To put that output into perspective, those ~188,000 kilowatt hours can charge 9,441 EVs with 20-kilowatt DC Ultra-Fast charges. And thanks to that capacity, it takes under 190 seconds — just over 3 minutes — to add 20 kW and approximately 70 miles of pollution-free driving range. As the world’s highest-output Level-4 DC Ultra-Fast charger, with peak charge rates of 380 kW at 1,000 volts, a 15-minute charge delivers 328 miles of range. And, for drivers short on time, a five-minute charge delivers 109.5 miles of range.

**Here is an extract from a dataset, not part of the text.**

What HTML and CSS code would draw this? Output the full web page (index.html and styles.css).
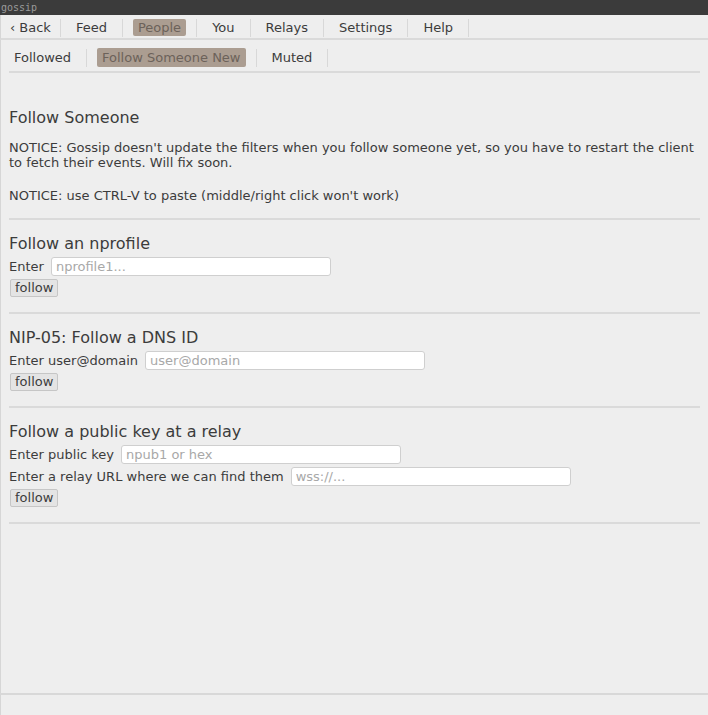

Because it uses only wind and sun power, each WST offsets the CO2 emissions from over 594,788 kilowatt hours of power plant electric production at .85 pounds of CO2 per kWh that translates to 252.784 tons of CO2 that each Tower prevents from entering our skies. The WST’s CO2-offset figure above is based on EIA data stating that more than 60 percent of the energy used for electricity generation is lost in conversion. 

Burning a gallon of gasoline emits 19.37 pounds of CO2. An EV gets 3.46 miles per kW, so it follows that each WST provides 653,323 miles of 100 percent pollution-free electric-powered driving per year.

Although pollution-free and environmentally friendly, in no way does the WST compromise on power delivery. In fact, it can deliver peak charging rates of 1,314 miles of range per hour.                

EVs are not dirty, but the electricity that charges them is filthy

The WST’s Level-4 DC Ultra-Fast 380 kW 1,000-volt charging delivers clean electricity at the fastest charging rates available today. The WST’s battery-based DC modular architecture accommodates plug-and-play upgrades that assure the WST’s longevity as a leading-edge EV charging system. Moreover, unlike drivers who use grid-dependent EV charging, EV drivers who utilize WST pollution-free charging can rejoice in the fact that they are not dirtying the air nor harming the environment.